### Collected material
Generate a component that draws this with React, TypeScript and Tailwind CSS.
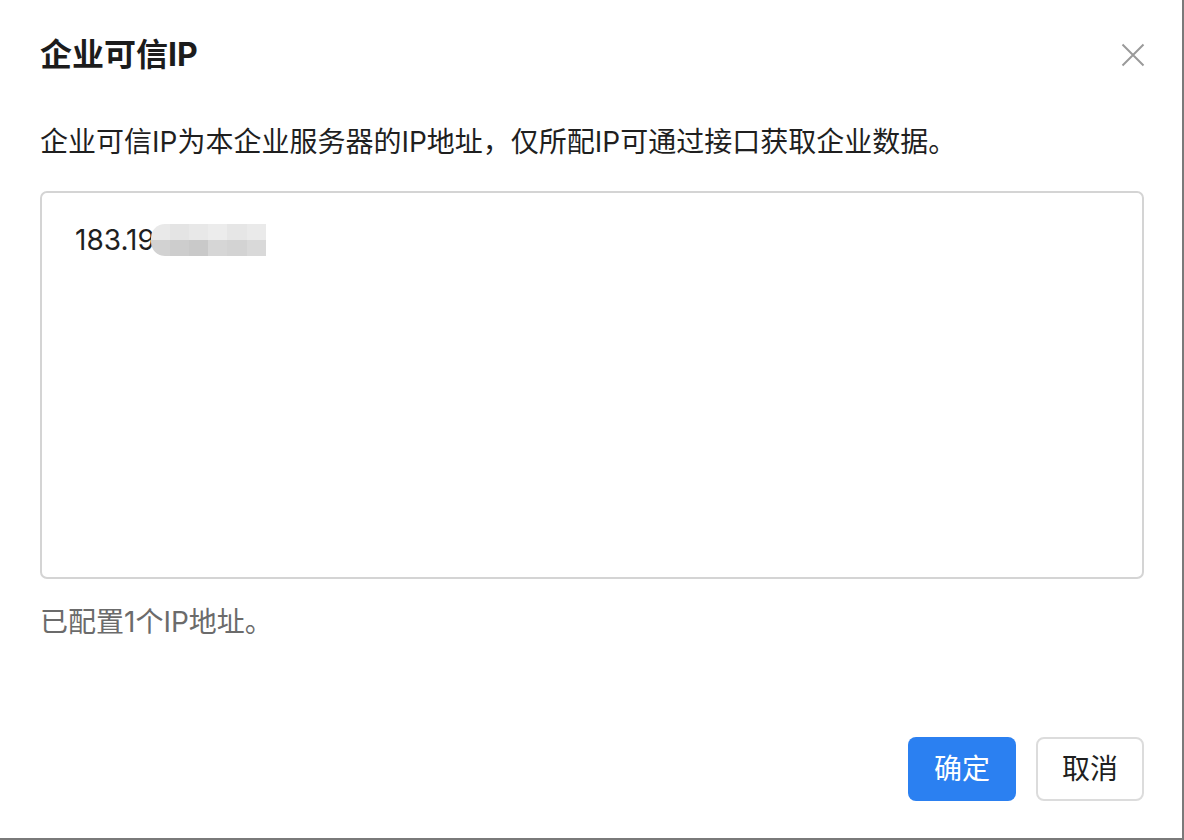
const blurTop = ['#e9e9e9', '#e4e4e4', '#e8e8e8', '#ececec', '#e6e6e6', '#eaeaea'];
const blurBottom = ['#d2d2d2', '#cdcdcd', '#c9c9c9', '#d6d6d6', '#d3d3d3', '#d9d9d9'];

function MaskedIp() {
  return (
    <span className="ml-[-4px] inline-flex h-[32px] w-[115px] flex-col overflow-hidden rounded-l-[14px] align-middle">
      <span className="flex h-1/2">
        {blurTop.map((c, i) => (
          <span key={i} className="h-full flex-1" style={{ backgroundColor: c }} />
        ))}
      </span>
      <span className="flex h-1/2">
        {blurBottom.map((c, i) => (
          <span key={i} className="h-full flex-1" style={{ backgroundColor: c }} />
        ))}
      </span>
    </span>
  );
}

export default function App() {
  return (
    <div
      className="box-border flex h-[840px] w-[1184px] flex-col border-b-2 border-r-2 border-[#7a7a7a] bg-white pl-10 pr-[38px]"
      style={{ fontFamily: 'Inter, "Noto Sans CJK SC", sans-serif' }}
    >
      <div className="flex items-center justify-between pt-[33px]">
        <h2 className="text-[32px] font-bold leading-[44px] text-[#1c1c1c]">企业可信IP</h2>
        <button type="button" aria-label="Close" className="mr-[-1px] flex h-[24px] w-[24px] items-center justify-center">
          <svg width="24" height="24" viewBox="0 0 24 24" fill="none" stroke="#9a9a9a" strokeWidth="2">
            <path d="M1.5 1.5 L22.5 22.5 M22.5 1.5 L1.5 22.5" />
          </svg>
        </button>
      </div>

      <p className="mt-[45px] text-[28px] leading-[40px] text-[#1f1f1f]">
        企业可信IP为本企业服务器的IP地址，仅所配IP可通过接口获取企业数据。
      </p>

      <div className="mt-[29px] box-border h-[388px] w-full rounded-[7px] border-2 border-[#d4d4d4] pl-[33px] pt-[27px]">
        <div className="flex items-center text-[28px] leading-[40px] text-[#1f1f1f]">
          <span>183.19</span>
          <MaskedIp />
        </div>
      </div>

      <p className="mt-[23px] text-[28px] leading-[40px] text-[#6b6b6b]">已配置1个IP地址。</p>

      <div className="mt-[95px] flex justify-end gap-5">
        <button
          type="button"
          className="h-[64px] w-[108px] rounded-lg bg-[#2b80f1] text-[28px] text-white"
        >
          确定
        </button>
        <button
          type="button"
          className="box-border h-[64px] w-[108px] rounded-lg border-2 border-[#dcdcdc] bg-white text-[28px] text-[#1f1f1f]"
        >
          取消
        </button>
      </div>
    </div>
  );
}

### Directions
Leave the pictures out, and print every line of the listing exactly as written.

### Solution to this exercise
Generate a component that draws this with React, TypeScript and Tailwind CSS.
const blurTop = ['#e9e9e9', '#e4e4e4', '#e8e8e8', '#ececec', '#e6e6e6', '#eaeaea'];
const blurBottom = ['#d2d2d2', '#cdcdcd', '#c9c9c9', '#d6d6d6', '#d3d3d3', '#d9d9d9'];

function MaskedIp() {
  return (
    <span className="ml-[-4px] inline-flex h-[32px] w-[115px] flex-col overflow-hidden rounded-l-[14px] align-middle">
      <span className="flex h-1/2">
        {blurTop.map((c, i) => (
          <span key={i} className="h-full flex-1" style={{ backgroundColor: c }} />
        ))}
      </span>
      <span className="flex h-1/2">
        {blurBottom.map((c, i) => (
          <span key={i} className="h-full flex-1" style={{ backgroundColor: c }} />
        ))}
      </span>
    </span>
  );
}

export default function App() {
  return (
    <div
      className="box-border flex h-[840px] w-[1184px] flex-col border-b-2 border-r-2 border-[#7a7a7a] bg-white pl-10 pr-[38px]"
      style={{ fontFamily: 'Inter, "Noto Sans CJK SC", sans-serif' }}
    >
      <div className="flex items-center justify-between pt-[33px]">
        <h2 className="text-[32px] font-bold leading-[44px] text-[#1c1c1c]">企业可信IP</h2>
        <button type="button" aria-label="Close" className="mr-[-1px] flex h-[24px] w-[24px] items-center justify-center">
          <svg width="24" height="24" viewBox="0 0 24 24" fill="none" stroke="#9a9a9a" strokeWidth="2">
            <path d="M1.5 1.5 L22.5 22.5 M22.5 1.5 L1.5 22.5" />
          </svg>
        </button>
      </div>

      <p className="mt-[45px] text-[28px] leading-[40px] text-[#1f1f1f]">
        企业可信IP为本企业服务器的IP地址，仅所配IP可通过接口获取企业数据。
      </p>

      <div className="mt-[29px] box-border h-[388px] w-full rounded-[7px] border-2 border-[#d4d4d4] pl-[33px] pt-[27px]">
        <div className="flex items-center text-[28px] leading-[40px] text-[#1f1f1f]">
          <span>183.19</span>
          <MaskedIp />
        </div>
      </div>

      <p className="mt-[23px] text-[28px] leading-[40px] text-[#6b6b6b]">已配置1个IP地址。</p>

      <div className="mt-[95px] flex justify-end gap-5">
        <button
          type="button"
          className="h-[64px] w-[108px] rounded-lg bg-[#2b80f1] text-[28px] text-white"
        >
          确定
        </button>
        <button
          type="button"
          className="box-border h-[64px] w-[108px] rounded-lg border-2 border-[#dcdcdc] bg-white text-[28px] text-[#1f1f1f]"
        >
          取消
        </button>
      </div>
    </div>
  );
}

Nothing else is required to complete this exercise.